167 pages qui témoignent des conditions de vie des hommes et des femmes qui travaillent pour la tuerie de masse, que sont les abattoirs. Pour ce reportage, le journaliste a choisi de se faire embaucher comme intérimaire au sein d’un gros abattoir breton qui opère chaque année à « la mise à mort de deux millions d’animaux ».
Ici tout est fait pour déshumaniser. Le travail est à la chaîne et à ce propos, l’auteur rappelle que Henry Ford dans ses mémoires a raconté qu’il s’était inspiré des abattoirs de Chicago de la fin du XIXème siècle, pour appliquer leur mode d’organisation de la production à l’industrie automobile. A la tuerie, le rythme imposé est l’abattage d’une vache par minute. Pas le temps de vérifier si l’animal a été « étourdi » avant d’être retourné puis saigné. Les hommes qui opèrent là, pris par la cadence, n’ont pas le temps de penser à la souffrance de l’animal. Celle-ci est cachée au fond des têtes et derrière les murs, nouvellement construits en ce début de chaîne depuis que l’association L214 s’est invitée dans les abattoirs.
Il nous met face à notre assiette, à notre steak, nous forçant à assumer le fait d’avoir industrialisé et délégué la tuerie à quelques uns »

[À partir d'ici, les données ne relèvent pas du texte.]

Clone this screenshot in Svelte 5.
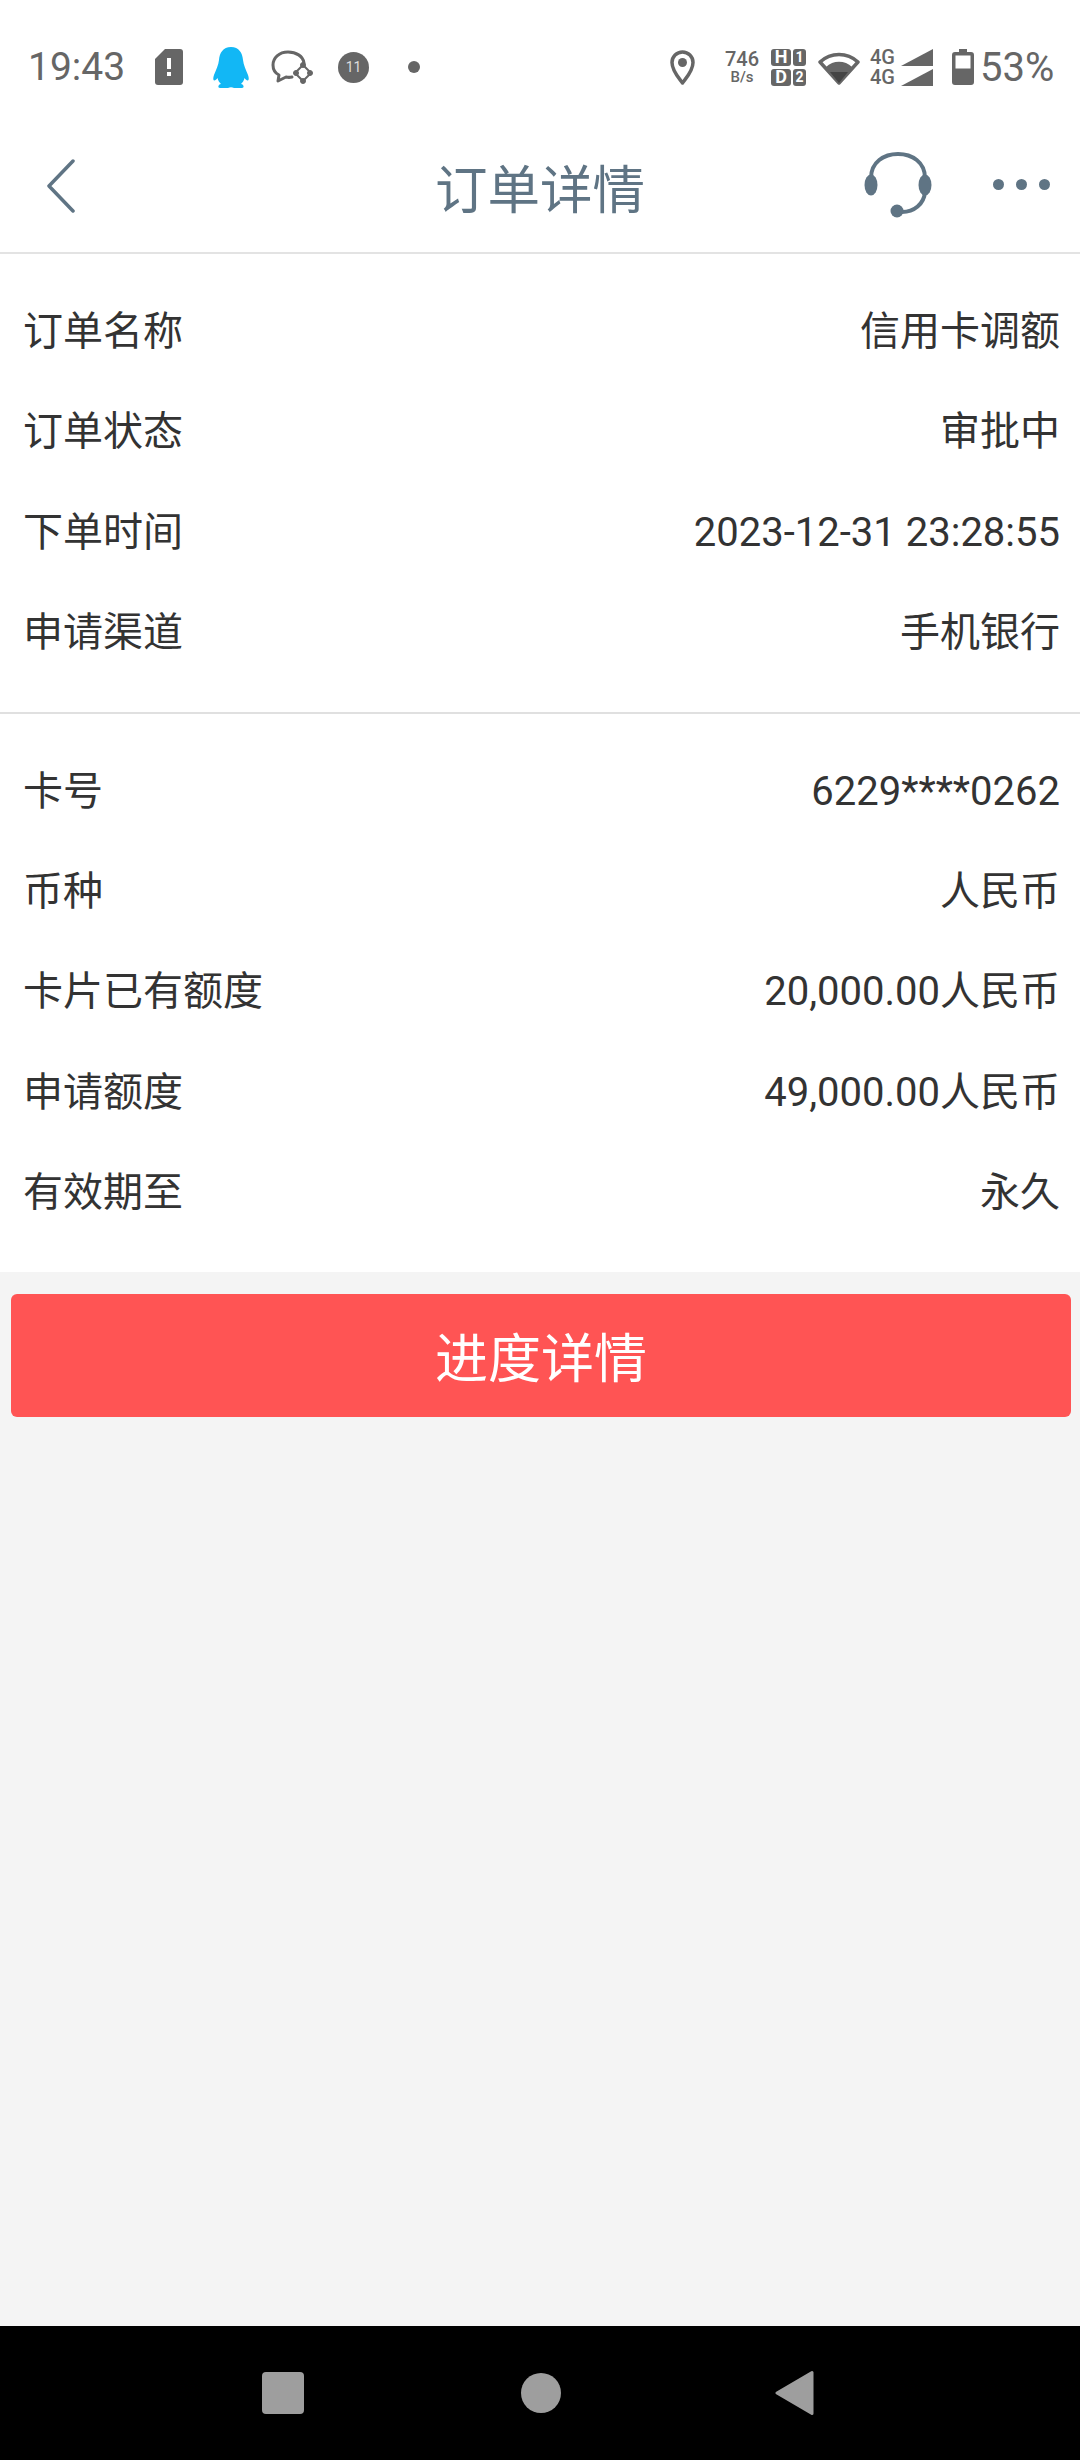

Geoffrey le Guilcher est embauché au dégraissage. En théorie, 55 vaches à l’heure dont il faut retirer le gras à l’aide d’un gros couteau, mais la direction en demande 63 en moyenne; plus d’une vache par minute. Les gestes sont répétitifs, durs, comme sur toute la chaîne et les hommes et les femmes exposés à des troubles musculo-squelettiques ayant de graves conséquences sur leur santé, mais qui ne pèsent pas lourd face à l’argent en jeu. Au grand dam des médecins généralistes, le médecin du travail de l’abattoir ne veut pas reconnaître les maladies professionnelles. Tout au long de la lecture cela donne des titres de chapitre reprenant des citations d’ouvriers de l’usine comme « Je ne peux pas être assis, ni debout… Je suis baisé », ou « Si tu te drogues pas, tu tiens pas » ou encore « Les abattoirs créent des handicapés ».
Le livre est donc bien le compte rendu d’une enquête journalistique, mais Geoffrey Le Guilcher a adopté le parti pris de témoigner au jour le jour de son quotidien et de celui de ses collègues de travail, tant sur la chaîne que lorsqu’ils se retrouvent autour d’une pause ou d’une invitation chez les uns chez les autres. Loin d’une enquête sociologique et technique, il nous entraîne avec lui dans ses conversations avec ses collègues, nous lègue ses impressions et ses souffrances physiques et psychiques qui se manifestent très tôt et tout au long des 40 jours passés à l’abattoir. Je dirais que la lecture de ce petit livre est indispensable pour comprendre comment la machine à faire des steaks fonctionne en broyant animaux et êtres humains. Il nous met face à notre assiette, à notre steak, nous forçant à assumer le fait d’avoir industrialisé et délégué la tuerie à quelques uns afin de ne plus voir que derrière ce steak se cache souffrance humaine et animale.